US, UK Guilty of Crimes Against Humanity in Chagos Islands

The U.S. and the United Kingdom are guilty of crimes against humanity in the forced displacement of indigenous people from the Chagos Islands, Human Rights Watch said. 

Human Rights Watch published a scathing new 106-page report saying the two governments committed crimes against humanity by forcing people to leave their home island in order to build a U.S. military base. 

The rights watchdog said it had identified three crimes against humanity: a continuing colonial crime of forced displacement; the prevention of their return home by the UK; and their persecution by the UK on the grounds of race and ethnicity.

About 60 years ago, the United Kingdom government secretly planned, with the United States, to force an entire Indigenous people, the Chagossians, from their homes in the Chagos Archipelago. 

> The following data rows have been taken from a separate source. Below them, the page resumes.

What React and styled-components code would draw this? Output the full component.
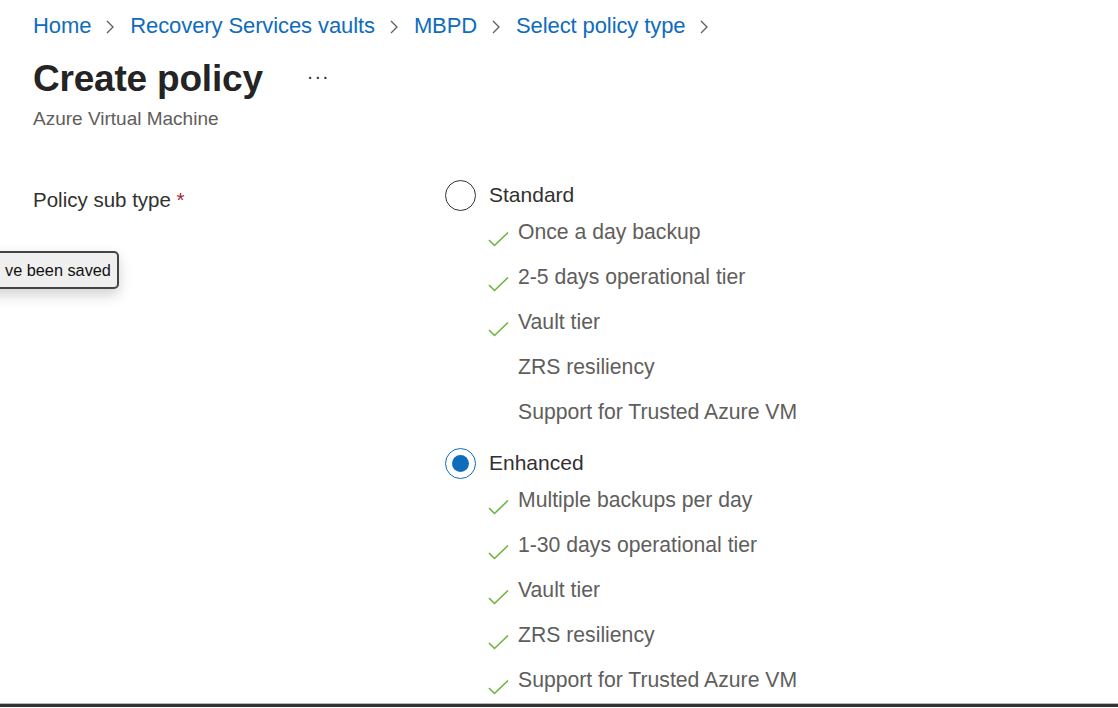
import styled, { createGlobalStyle } from "styled-components";

const GlobalStyle = createGlobalStyle`
  html, body {
    margin: 0;
    padding: 0;
    background: #ffffff;
    overflow: hidden;
  }
  body {
    font-family: "Liberation Sans", Arial, sans-serif;
  }
`;

const crumbs = ["Home", "Recovery Services vaults", "MBPD", "Select policy type"];

const options = [
  {
    name: "Standard",
    selected: false,
    features: [
      { text: "Once a day backup", ok: true },
      { text: "2-5 days operational tier", ok: true },
      { text: "Vault tier", ok: true },
      { text: "ZRS resiliency", ok: false },
      { text: "Support for Trusted Azure VM", ok: false },
    ],
  },
  {
    name: "Enhanced",
    selected: true,
    features: [
      { text: "Multiple backups per day", ok: true },
      { text: "1-30 days operational tier", ok: true },
      { text: "Vault tier", ok: true },
      { text: "ZRS resiliency", ok: true },
      { text: "Support for Trusted Azure VM", ok: true },
    ],
  },
];

function Chevron() {
  return (
    <svg width="10" height="16" viewBox="0 0 10 16">
      <path d="M2 2 L8 8 L2 14" fill="none" stroke="#605e5c" strokeWidth="1.3" />
    </svg>
  );
}

function Check() {
  return (
    <svg width="22" height="16" viewBox="0 0 22 16">
      <path d="M2 9 L7.5 14.5 L21 1.5" fill="none" stroke="#6bb33a" strokeWidth="1.6" />
    </svg>
  );
}

export default function App() {
  return (
    <Page>
      <GlobalStyle />
      <Content>
        <Breadcrumb>
          {crumbs.map((c) => (
            <Crumb key={c}>
              <CrumbLink href="#">{c}</CrumbLink>
              <Chevron />
            </Crumb>
          ))}
        </Breadcrumb>
        <TitleRow>
          <Title>Create policy</Title>
          <More>···</More>
        </TitleRow>
        <Subtitle>Azure Virtual Machine</Subtitle>
        <FormRow>
          <Label>
            Policy sub type <Required>*</Required>
          </Label>
          <Options>
            {options.map((o) => (
              <Option key={o.name}>
                <RadioLine>
                  <Radio $selected={o.selected} />
                  <RadioText>{o.name}</RadioText>
                </RadioLine>
                <Features>
                  {o.features.map((f) => (
                    <Feature key={f.text}>
                      <CheckSlot>{f.ok && <Check />}</CheckSlot>
                      <FeatureText>{f.text}</FeatureText>
                    </Feature>
                  ))}
                </Features>
              </Option>
            ))}
          </Options>
        </FormRow>
      </Content>
      <Toast>ve been saved</Toast>
      <BottomEdge />
    </Page>
  );
}

const Page = styled.div`
  position: relative;
  height: 708px;
  display: flex;
  flex-direction: column;
  overflow: hidden;
`;

const Content = styled.div`
  flex: 1;
  min-height: 0;
  overflow: hidden;
  padding: 12px 0 0 33px;
`;

const Breadcrumb = styled.nav`
  display: flex;
  align-items: center;
  height: 28px;
`;

const Crumb = styled.span`
  display: flex;
  align-items: center;
  gap: 14px;
  margin-right: 15px;
  svg {
    margin-top: 1px;
  }
`;

const CrumbLink = styled.a`
  font-size: 22px;
  color: #0f6cbd;
  text-decoration: none;
  letter-spacing: -0.1px;
`;

const TitleRow = styled.div`
  display: flex;
  align-items: center;
  margin-top: 17px;
  height: 44px;
`;

const Title = styled.h1`
  margin: 0;
  font-size: 37px;
  font-weight: 700;
  color: #242424;
  letter-spacing: -0.2px;
`;

const More = styled.span`
  margin-left: 44px;
  font-size: 20px;
  color: #323130;
  letter-spacing: 1px;
  position: relative;
  top: -3px;
`;

const Subtitle = styled.div`
  margin-top: 7px;
  font-size: 19px;
  color: #605e5c;
`;

const FormRow = styled.div`
  display: flex;
  margin-top: 46px;
`;

const Label = styled.div`
  width: 412px;
  font-size: 20.5px;
  color: #323130;
  padding-top: 12px;
`;

const Required = styled.span`
  color: #a4262c;
`;

const Options = styled.div`
  display: flex;
  flex-direction: column;
  gap: 10px;
`;

const Option = styled.div`
  display: flex;
  flex-direction: column;
`;

const RadioLine = styled.div`
  display: flex;
  align-items: center;
  gap: 13px;
  height: 38px;
`;

const Radio = styled.span`
  box-sizing: border-box;
  width: 31px;
  height: 31px;
  border-radius: 50%;
  border: 1.5px solid ${(p) => (p.$selected ? "#0f6cbd" : "#323130")};
  display: flex;
  align-items: center;
  justify-content: center;
  &::after {
    content: "";
    display: ${(p) => (p.$selected ? "block" : "none")};
    width: 17px;
    height: 17px;
    border-radius: 50%;
    background: #0f6cbd;
  }
`;

const RadioText = styled.span`
  font-size: 21px;
  color: #323130;
`;

const Features = styled.ul`
  list-style: none;
  margin: -5px 0 0;
  padding: 0 0 0 42px;
`;

const Feature = styled.li`
  display: flex;
  align-items: center;
  height: 45px;
`;

const CheckSlot = styled.span`
  width: 31px;
  height: 16px;
  display: flex;
  align-items: flex-start;
  position: relative;
  top: 7px;
`;

const FeatureText = styled.span`
  font-size: 21.2px;
  color: #605e5c;
`;

const Toast = styled.div`
  position: absolute;
  top: 251px;
  left: -20px;
  white-space: nowrap;
  box-sizing: border-box;
  height: 38px;
  padding: 0 6px 0 23px;
  display: flex;
  align-items: center;
  font-size: 16.3px;
  color: #111;
  background: #efefef;
  border: 2px solid #444;
  border-radius: 5px;
  box-shadow: 0 6px 14px rgba(0, 0, 0, 0.18);
`;

const BottomEdge = styled.div`
  height: 3px;
  border-top: 1px solid #b8b8b8;
  background: #333333;
  margin-bottom: 1px;
`;
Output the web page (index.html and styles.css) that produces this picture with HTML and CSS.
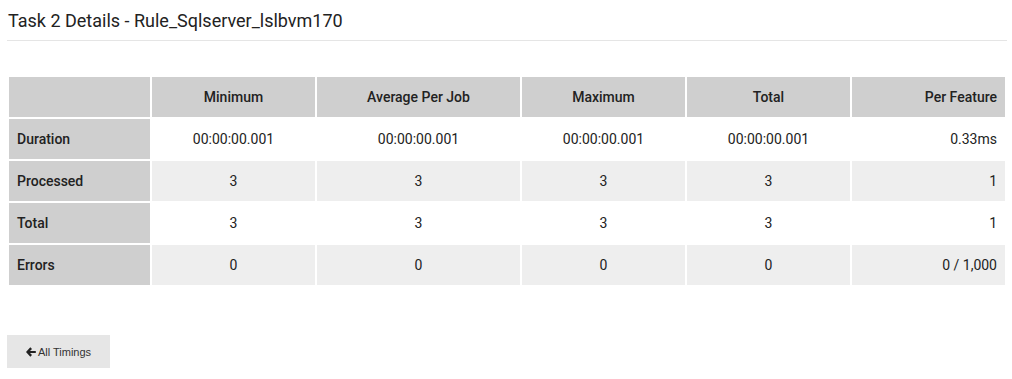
FILE: index.html
```html
<!DOCTYPE html>
<html>
<head>
<meta charset="utf-8">
<link rel="stylesheet" href="styles.css">
</head>
<body>
<div class="page">
  <h1 class="title">Task 2 Details - Rule_Sqlserver_lslbvm170</h1>
  <table class="stats">
    <colgroup>
      <col class="c1"><col class="c2"><col class="c3"><col class="c4"><col class="c5"><col class="c6">
    </colgroup>
    <thead>
      <tr><th></th><th>Minimum</th><th>Average Per Job</th><th>Maximum</th><th>Total</th><th class="right">Per Feature</th></tr>
    </thead>
    <tbody>
      <tr><th class="rowh">Duration</th><td>00:00:00.001</td><td>00:00:00.001</td><td>00:00:00.001</td><td>00:00:00.001</td><td class="right">0.33ms</td></tr>
      <tr class="alt"><th class="rowh">Processed</th><td>3</td><td>3</td><td>3</td><td>3</td><td class="right">1</td></tr>
      <tr><th class="rowh">Total</th><td>3</td><td>3</td><td>3</td><td>3</td><td class="right">1</td></tr>
      <tr class="alt"><th class="rowh">Errors</th><td>0</td><td>0</td><td>0</td><td>0</td><td class="right">0 / 1,000</td></tr>
    </tbody>
  </table>
  <button class="back"><svg class="arrow" width="10" height="10" viewBox="0 0 10 10"><path d="M4.3 0.3 L6.0 2.0 L4.0 3.9 L9.8 3.9 L9.8 6.1 L4.0 6.1 L6.0 8.0 L4.3 9.7 L-0.1 5 Z" fill="#222"/></svg>All Timings</button>
</div>
</body>
</html>
```
FILE: styles.css
```css
html, body {
  margin: 0;
  padding: 0;
  background: #fff;
}
.page {
  padding: 0 7px;
  font-family: Roboto, "Liberation Sans", sans-serif;
  color: #333;
}
.title {
  margin: 0;
  width: 1000px;
  box-sizing: border-box;
  padding: 10px 0 0 1px;
  height: 41px;
  font-size: 18px;
  font-weight: 400;
  line-height: 22px;
  color: #222;
  border-bottom: 1px solid #e5e5e5;
}
.stats {
  margin-top: 34px;
  width: 1000px;
  table-layout: fixed;
  border-collapse: separate;
  border-spacing: 2px;
  font-size: 14px;
}
.c1 { width: 141px; }
.c2 { width: 163px; }
.c3 { width: 203px; }
.c4 { width: 163px; }
.c5 { width: 163px; }
.c6 { width: 153px; }
.stats th, .stats td {
  height: 40px;
  padding: 0 8px;
  text-align: center;
  vertical-align: middle;
}
.stats thead th {
  background: #cfcfcf;
  font-weight: 500;
  color: #222;
}
.stats th.rowh {
  background: #cfcfcf;
  text-align: left;
  font-weight: 500;
  color: #222;
}
.stats td {
  background: #fff;
  color: #222;
}
.stats tr.alt td {
  background: #eeeeee;
}
.stats .right {
  text-align: right;
}
.back {
  margin-top: 48px;
  width: 103px;
  height: 33px;
  border: 0;
  background: #e6e6e6;
  font-family: "Liberation Sans", Arial, sans-serif;
  font-size: 11px;
  color: #333;
  display: flex;
  align-items: center;
  justify-content: center;
  gap: 2px;
  padding: 0;
}
.arrow {
  display: block;
}
```
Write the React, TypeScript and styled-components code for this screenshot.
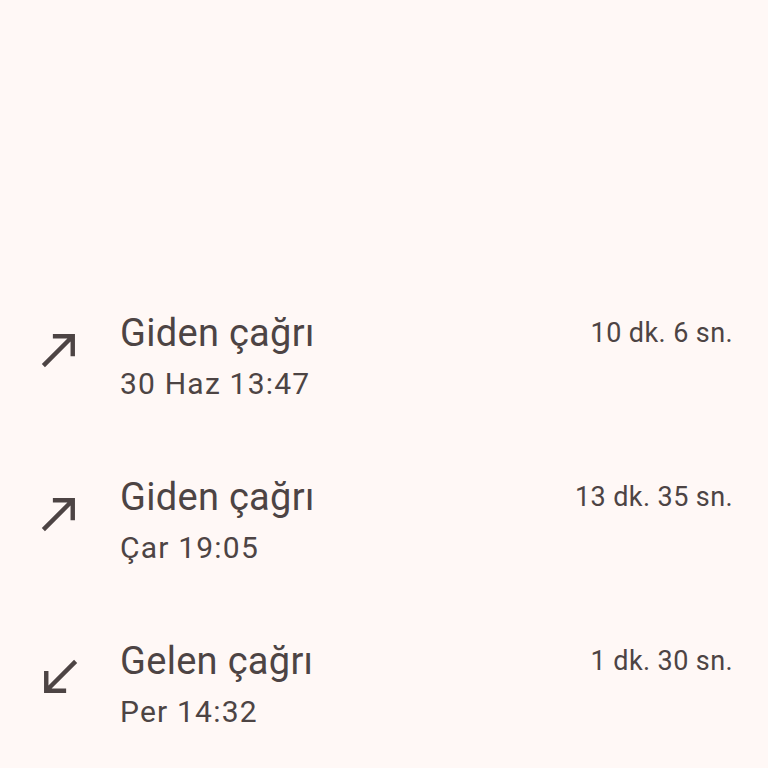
import styled, { createGlobalStyle } from 'styled-components'

const GlobalStyle = createGlobalStyle`
  body {
    margin: 0;
    background: #fff8f6;
    font-family: Roboto, "Noto Sans", sans-serif;
    color: #4d4444;
  }
`

const Page = styled.main`
  width: 768px;
  height: 768px;
  padding-top: 275px;
  box-sizing: border-box;
  overflow: hidden;
`

const Row = styled.div`
  display: grid;
  grid-template-columns: 120px 1fr auto;
  align-items: start;
  padding: 34px 35px 35px 0;
`

const IconCell = styled.div`
  display: flex;
  padding: 14px 0 0 33px;
  color: #4d4444;
`

const Texts = styled.div`
  display: flex;
  flex-direction: column;
  gap: 7px;
`

const Title = styled.div`
  font-size: 38px;
  line-height: 48px;
  letter-spacing: 0.3px;
`

const Sub = styled.div`
  font-size: 30px;
  line-height: 40px;
  letter-spacing: 1.2px;
`

const Duration = styled.div`
  font-size: 27px;
  line-height: 48px;
  letter-spacing: 0.4px;
`

type Call = { dir: 'out' | 'in'; title: string; when: string; dur: string }

const calls: Call[] = [
  { dir: 'out', title: 'Giden çağrı', when: '30 Haz 13:47', dur: '10 dk. 6 sn.' },
  { dir: 'out', title: 'Giden çağrı', when: 'Çar 19:05', dur: '13 dk. 35 sn.' },
  { dir: 'in', title: 'Gelen çağrı', when: 'Per 14:32', dur: '1 dk. 30 sn.' },
]

const Arrow = ({ dir }: { dir: 'out' | 'in' }) => (
  <svg width="53" height="53" viewBox="0 0 24 24" fill="currentColor">
    {dir === 'out' ? (
      <path d="M9 5v2h6.59L4 18.59 5.41 20 17 8.41V15h2V5z" />
    ) : (
      <path d="M20 5.41L18.59 4 7 15.59V9H5v10h10v-2H8.41z" />
    )}
  </svg>
)

const App = () => (
  <>
    <GlobalStyle />
    <Page>
      {calls.map((c, i) => (
        <Row key={i}>
          <IconCell>
            <Arrow dir={c.dir} />
          </IconCell>
          <Texts>
            <Title>{c.title}</Title>
            <Sub>{c.when}</Sub>
          </Texts>
          <Duration>{c.dur}</Duration>
        </Row>
      ))}
    </Page>
  </>
)

export default App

The Indian Ocean islands were part of Mauritius, then a British colony. 

The two governments agreed that a U.S. military base would be built on Diego Garcia, the largest of the inhabited Chagos islands, and the island’s inhabitants would be removed. 

The UK government split the Chagos Archipelago from Mauritius, creating a new colony in Africa, British Indian Ocean Territory (BIOT). 

The UK did not want to report to the United Nations about its continued colonial rule. So the UK falsely declared that Chagos had no permanent population.

The reality was that a community had lived in Chagos for centuries.

But the UK and US governments treated them as people without rights, who they could permanently displace from their homeland without consultation or compensation to make way for a military base. 

The two countries should provide full reparations to the Chagossian people, including their right to return to live in their homeland in the Chagos Archipelago in the Indian Ocean, HRW said.

Human Rights Watch said that the UK’s “racial persecution, and continued blocking of their return home”, with Washington’s support, constituted an “ongoing colonial crime”.

“The forced displacement of the Chagossians and ongoing abuses amount to crimes against humanity committed by a colonial power against an Indigenous people,” the report says.